Dataset entries
******************************

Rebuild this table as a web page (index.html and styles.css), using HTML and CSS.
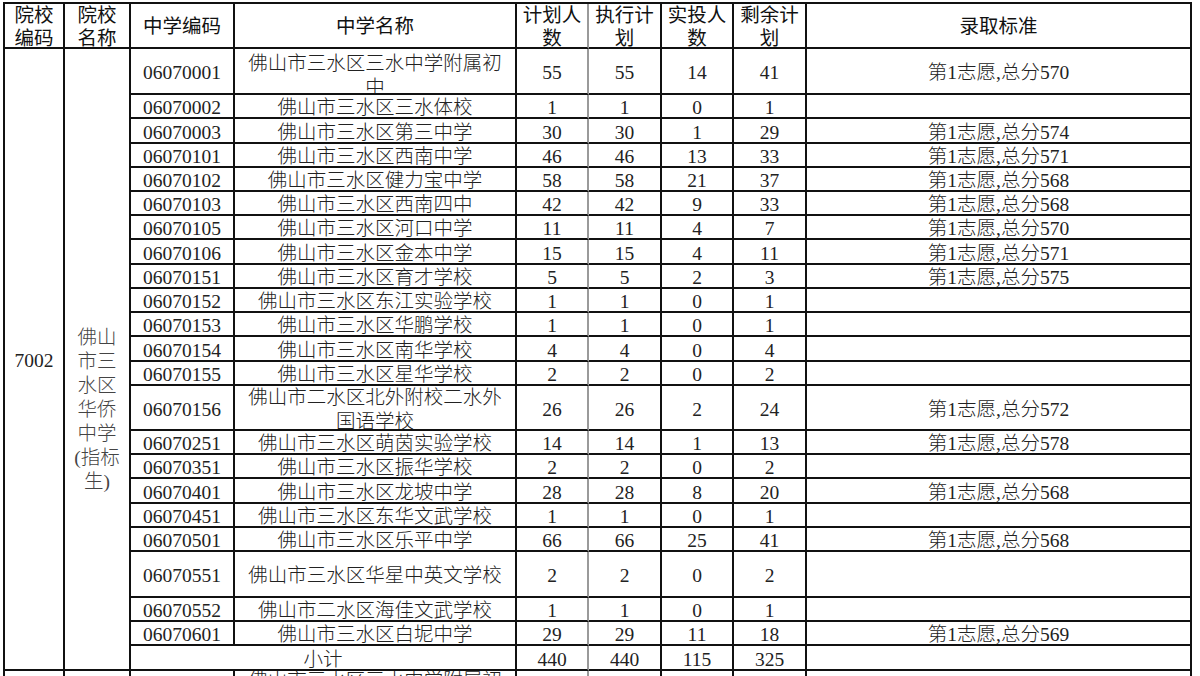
FILE: index.html
```html
<!DOCTYPE html>
<html lang="zh-CN">
<head>
<meta charset="utf-8">
<title>录取标准</title>
<link rel="stylesheet" href="styles.css">
</head>
<body>
<div class="sheet">
  <div class="c h">院校<br>编码</div>
  <div class="c h">院校<br>名称</div>
  <div class="c h">中学编码</div>
  <div class="c h">中学名称</div>
  <div class="c h g">计划人<br>数</div>
  <div class="c h">执行计<br>划</div>
  <div class="c h">实投人<br>数</div>
  <div class="c h">剩余计<br>划</div>
  <div class="c h">录取标准</div>

  <div class="c rows">7002</div>
  <div class="c rows school">佛山<br>市三<br>水区<br>华侨<br>中学<br>(指标<br>生)</div>

  <div class="c">06070001</div><div class="c first">佛山市三水区三水中学附属初<br>中</div><div class="c g">55</div><div class="c">55</div><div class="c">14</div><div class="c">41</div><div class="c">第1志愿,总分570</div>
  <div class="c">06070002</div><div class="c">佛山市三水区三水体校</div><div class="c g">1</div><div class="c">1</div><div class="c">0</div><div class="c">1</div><div class="c"></div>
  <div class="c">06070003</div><div class="c">佛山市三水区第三中学</div><div class="c g">30</div><div class="c">30</div><div class="c">1</div><div class="c">29</div><div class="c">第1志愿,总分574</div>
  <div class="c">06070101</div><div class="c">佛山市三水区西南中学</div><div class="c g">46</div><div class="c">46</div><div class="c">13</div><div class="c">33</div><div class="c">第1志愿,总分571</div>
  <div class="c">06070102</div><div class="c">佛山市三水区健力宝中学</div><div class="c g">58</div><div class="c">58</div><div class="c">21</div><div class="c">37</div><div class="c">第1志愿,总分568</div>
  <div class="c">06070103</div><div class="c">佛山市三水区西南四中</div><div class="c g">42</div><div class="c">42</div><div class="c">9</div><div class="c">33</div><div class="c">第1志愿,总分568</div>
  <div class="c">06070105</div><div class="c">佛山市三水区河口中学</div><div class="c g">11</div><div class="c">11</div><div class="c">4</div><div class="c">7</div><div class="c">第1志愿,总分570</div>
  <div class="c">06070106</div><div class="c">佛山市三水区金本中学</div><div class="c g">15</div><div class="c">15</div><div class="c">4</div><div class="c">11</div><div class="c">第1志愿,总分571</div>
  <div class="c">06070151</div><div class="c">佛山市三水区育才学校</div><div class="c g">5</div><div class="c">5</div><div class="c">2</div><div class="c">3</div><div class="c">第1志愿,总分575</div>
  <div class="c">06070152</div><div class="c">佛山市三水区东江实验学校</div><div class="c g">1</div><div class="c">1</div><div class="c">0</div><div class="c">1</div><div class="c"></div>
  <div class="c">06070153</div><div class="c">佛山市三水区华鹏学校</div><div class="c g">1</div><div class="c">1</div><div class="c">0</div><div class="c">1</div><div class="c"></div>
  <div class="c">06070154</div><div class="c">佛山市三水区南华学校</div><div class="c g">4</div><div class="c">4</div><div class="c">0</div><div class="c">4</div><div class="c"></div>
  <div class="c">06070155</div><div class="c">佛山市三水区星华学校</div><div class="c g">2</div><div class="c">2</div><div class="c">0</div><div class="c">2</div><div class="c"></div>
  <div class="c">06070156</div><div class="c">佛山市二水区北外附校二水外<br>国语学校</div><div class="c g">26</div><div class="c">26</div><div class="c">2</div><div class="c">24</div><div class="c">第1志愿,总分572</div>
  <div class="c">06070251</div><div class="c">佛山市三水区萌茵实验学校</div><div class="c g">14</div><div class="c">14</div><div class="c">1</div><div class="c">13</div><div class="c">第1志愿,总分578</div>
  <div class="c">06070351</div><div class="c">佛山市三水区振华学校</div><div class="c g">2</div><div class="c">2</div><div class="c">0</div><div class="c">2</div><div class="c"></div>
  <div class="c">06070401</div><div class="c">佛山市三水区龙坡中学</div><div class="c g">28</div><div class="c">28</div><div class="c">8</div><div class="c">20</div><div class="c">第1志愿,总分568</div>
  <div class="c">06070451</div><div class="c">佛山市三水区东华文武学校</div><div class="c g">1</div><div class="c">1</div><div class="c">0</div><div class="c">1</div><div class="c"></div>
  <div class="c">06070501</div><div class="c">佛山市三水区乐平中学</div><div class="c g">66</div><div class="c">66</div><div class="c">25</div><div class="c">41</div><div class="c">第1志愿,总分568</div>
  <div class="c">06070551</div><div class="c">佛山市三水区华星中英文学校</div><div class="c g">2</div><div class="c">2</div><div class="c">0</div><div class="c">2</div><div class="c"></div>
  <div class="c">06070552</div><div class="c">佛山市二水区海佳文武学校</div><div class="c g">1</div><div class="c">1</div><div class="c">0</div><div class="c">1</div><div class="c"></div>
  <div class="c">06070601</div><div class="c">佛山市三水区白坭中学</div><div class="c g">29</div><div class="c">29</div><div class="c">11</div><div class="c">18</div><div class="c">第1志愿,总分569</div>
  <div class="c span2">小计</div><div class="c g">440</div><div class="c">440</div><div class="c">115</div><div class="c">325</div><div class="c"></div>

  <div class="c"></div><div class="c"></div><div class="c"></div><div class="c last">佛山市三水区三水中学附属初<br>中</div><div class="c g"></div><div class="c"></div><div class="c"></div><div class="c"></div><div class="c"></div>
</div>
</body>
</html>
```

FILE: styles.css
```css
html, body {
  margin: 0;
  padding: 0;
  background: #ffffff;
}

body {
  height: 676px;
  overflow: hidden;
  font-family: "Liberation Serif", "Noto Sans CJK SC", serif;
  font-size: 19.5px;
  color: #222222;
}

.sheet {
  display: grid;
  width: max-content;
  margin: 2px 0 0 3px;
  grid-template-columns: 60px 66px 104px 282px 72px 73px 72px 73px 385px;
  grid-template-rows:
    45px 46px 24px 25px 24px 24px 24px 24px 25px 24px 24px 24px 25px 24px
    45px 24px 24px 25px 24px 24px 46px 24px 24px 25px 46px;
  border-top: 2px solid #111111;
  border-left: 2px solid #111111;
}

.c {
  box-sizing: border-box;
  display: flex;
  align-items: center;
  justify-content: center;
  text-align: center;
  overflow: hidden;
  padding-top: 4px;
  line-height: 24px;
  font-weight: 300;
  white-space: nowrap;
  border-right: 2px solid #111111;
  border-bottom: 2px solid #111111;
}

.h {
  padding-top: 2px;
  font-family: "Liberation Sans", "Noto Sans CJK SC", sans-serif;
  font-weight: 400;
  line-height: 23px;
  color: #111111;
}

.g {
  border-right-color: #9a9a9a;
}

.rows {
  grid-row: span 23;
}

.school {
  align-items: flex-start;
  padding-top: 277px;
  color: #444444;
}

.first {
  padding-top: 10px;
}

.last {
  padding-top: 0;
}

.span2 {
  grid-column: span 2;
}
```
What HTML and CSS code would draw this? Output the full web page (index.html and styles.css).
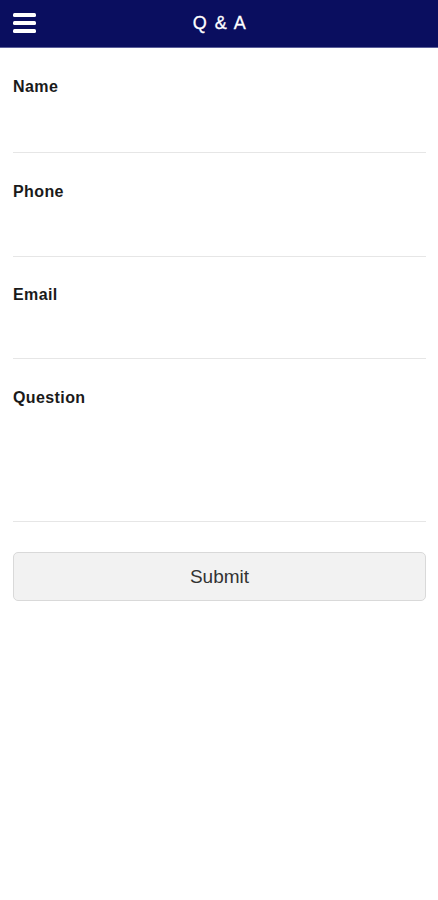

******************************

Short exercise
Except for the pictures, reproduce every line exactly.

Exercise solution
Rebuild this table as a web page (index.html and styles.css), using HTML and CSS.
FILE: index.html
```html
<!DOCTYPE html>
<html lang="zh-CN">
<head>
<meta charset="utf-8">
<title>录取标准</title>
<link rel="stylesheet" href="styles.css">
</head>
<body>
<div class="sheet">
  <div class="c h">院校<br>编码</div>
  <div class="c h">院校<br>名称</div>
  <div class="c h">中学编码</div>
  <div class="c h">中学名称</div>
  <div class="c h g">计划人<br>数</div>
  <div class="c h">执行计<br>划</div>
  <div class="c h">实投人<br>数</div>
  <div class="c h">剩余计<br>划</div>
  <div class="c h">录取标准</div>

  <div class="c rows">7002</div>
  <div class="c rows school">佛山<br>市三<br>水区<br>华侨<br>中学<br>(指标<br>生)</div>

  <div class="c">06070001</div><div class="c first">佛山市三水区三水中学附属初<br>中</div><div class="c g">55</div><div class="c">55</div><div class="c">14</div><div class="c">41</div><div class="c">第1志愿,总分570</div>
  <div class="c">06070002</div><div class="c">佛山市三水区三水体校</div><div class="c g">1</div><div class="c">1</div><div class="c">0</div><div class="c">1</div><div class="c"></div>
  <div class="c">06070003</div><div class="c">佛山市三水区第三中学</div><div class="c g">30</div><div class="c">30</div><div class="c">1</div><div class="c">29</div><div class="c">第1志愿,总分574</div>
  <div class="c">06070101</div><div class="c">佛山市三水区西南中学</div><div class="c g">46</div><div class="c">46</div><div class="c">13</div><div class="c">33</div><div class="c">第1志愿,总分571</div>
  <div class="c">06070102</div><div class="c">佛山市三水区健力宝中学</div><div class="c g">58</div><div class="c">58</div><div class="c">21</div><div class="c">37</div><div class="c">第1志愿,总分568</div>
  <div class="c">06070103</div><div class="c">佛山市三水区西南四中</div><div class="c g">42</div><div class="c">42</div><div class="c">9</div><div class="c">33</div><div class="c">第1志愿,总分568</div>
  <div class="c">06070105</div><div class="c">佛山市三水区河口中学</div><div class="c g">11</div><div class="c">11</div><div class="c">4</div><div class="c">7</div><div class="c">第1志愿,总分570</div>
  <div class="c">06070106</div><div class="c">佛山市三水区金本中学</div><div class="c g">15</div><div class="c">15</div><div class="c">4</div><div class="c">11</div><div class="c">第1志愿,总分571</div>
  <div class="c">06070151</div><div class="c">佛山市三水区育才学校</div><div class="c g">5</div><div class="c">5</div><div class="c">2</div><div class="c">3</div><div class="c">第1志愿,总分575</div>
  <div class="c">06070152</div><div class="c">佛山市三水区东江实验学校</div><div class="c g">1</div><div class="c">1</div><div class="c">0</div><div class="c">1</div><div class="c"></div>
  <div class="c">06070153</div><div class="c">佛山市三水区华鹏学校</div><div class="c g">1</div><div class="c">1</div><div class="c">0</div><div class="c">1</div><div class="c"></div>
  <div class="c">06070154</div><div class="c">佛山市三水区南华学校</div><div class="c g">4</div><div class="c">4</div><div class="c">0</div><div class="c">4</div><div class="c"></div>
  <div class="c">06070155</div><div class="c">佛山市三水区星华学校</div><div class="c g">2</div><div class="c">2</div><div class="c">0</div><div class="c">2</div><div class="c"></div>
  <div class="c">06070156</div><div class="c">佛山市二水区北外附校二水外<br>国语学校</div><div class="c g">26</div><div class="c">26</div><div class="c">2</div><div class="c">24</div><div class="c">第1志愿,总分572</div>
  <div class="c">06070251</div><div class="c">佛山市三水区萌茵实验学校</div><div class="c g">14</div><div class="c">14</div><div class="c">1</div><div class="c">13</div><div class="c">第1志愿,总分578</div>
  <div class="c">06070351</div><div class="c">佛山市三水区振华学校</div><div class="c g">2</div><div class="c">2</div><div class="c">0</div><div class="c">2</div><div class="c"></div>
  <div class="c">06070401</div><div class="c">佛山市三水区龙坡中学</div><div class="c g">28</div><div class="c">28</div><div class="c">8</div><div class="c">20</div><div class="c">第1志愿,总分568</div>
  <div class="c">06070451</div><div class="c">佛山市三水区东华文武学校</div><div class="c g">1</div><div class="c">1</div><div class="c">0</div><div class="c">1</div><div class="c"></div>
  <div class="c">06070501</div><div class="c">佛山市三水区乐平中学</div><div class="c g">66</div><div class="c">66</div><div class="c">25</div><div class="c">41</div><div class="c">第1志愿,总分568</div>
  <div class="c">06070551</div><div class="c">佛山市三水区华星中英文学校</div><div class="c g">2</div><div class="c">2</div><div class="c">0</div><div class="c">2</div><div class="c"></div>
  <div class="c">06070552</div><div class="c">佛山市二水区海佳文武学校</div><div class="c g">1</div><div class="c">1</div><div class="c">0</div><div class="c">1</div><div class="c"></div>
  <div class="c">06070601</div><div class="c">佛山市三水区白坭中学</div><div class="c g">29</div><div class="c">29</div><div class="c">11</div><div class="c">18</div><div class="c">第1志愿,总分569</div>
  <div class="c span2">小计</div><div class="c g">440</div><div class="c">440</div><div class="c">115</div><div class="c">325</div><div class="c"></div>

  <div class="c"></div><div class="c"></div><div class="c"></div><div class="c last">佛山市三水区三水中学附属初<br>中</div><div class="c g"></div><div class="c"></div><div class="c"></div><div class="c"></div><div class="c"></div>
</div>
</body>
</html>
```

FILE: styles.css
```css
html, body {
  margin: 0;
  padding: 0;
  background: #ffffff;
}

body {
  height: 676px;
  overflow: hidden;
  font-family: "Liberation Serif", "Noto Sans CJK SC", serif;
  font-size: 19.5px;
  color: #222222;
}

.sheet {
  display: grid;
  width: max-content;
  margin: 2px 0 0 3px;
  grid-template-columns: 60px 66px 104px 282px 72px 73px 72px 73px 385px;
  grid-template-rows:
    45px 46px 24px 25px 24px 24px 24px 24px 25px 24px 24px 24px 25px 24px
    45px 24px 24px 25px 24px 24px 46px 24px 24px 25px 46px;
  border-top: 2px solid #111111;
  border-left: 2px solid #111111;
}

.c {
  box-sizing: border-box;
  display: flex;
  align-items: center;
  justify-content: center;
  text-align: center;
  overflow: hidden;
  padding-top: 4px;
  line-height: 24px;
  font-weight: 300;
  white-space: nowrap;
  border-right: 2px solid #111111;
  border-bottom: 2px solid #111111;
}

.h {
  padding-top: 2px;
  font-family: "Liberation Sans", "Noto Sans CJK SC", sans-serif;
  font-weight: 400;
  line-height: 23px;
  color: #111111;
}

.g {
  border-right-color: #9a9a9a;
}

.rows {
  grid-row: span 23;
}

.school {
  align-items: flex-start;
  padding-top: 277px;
  color: #444444;
}

.first {
  padding-top: 10px;
}

.last {
  padding-top: 0;
}

.span2 {
  grid-column: span 2;
}
```
What HTML and CSS code would draw this? Output the full web page (index.html and styles.css).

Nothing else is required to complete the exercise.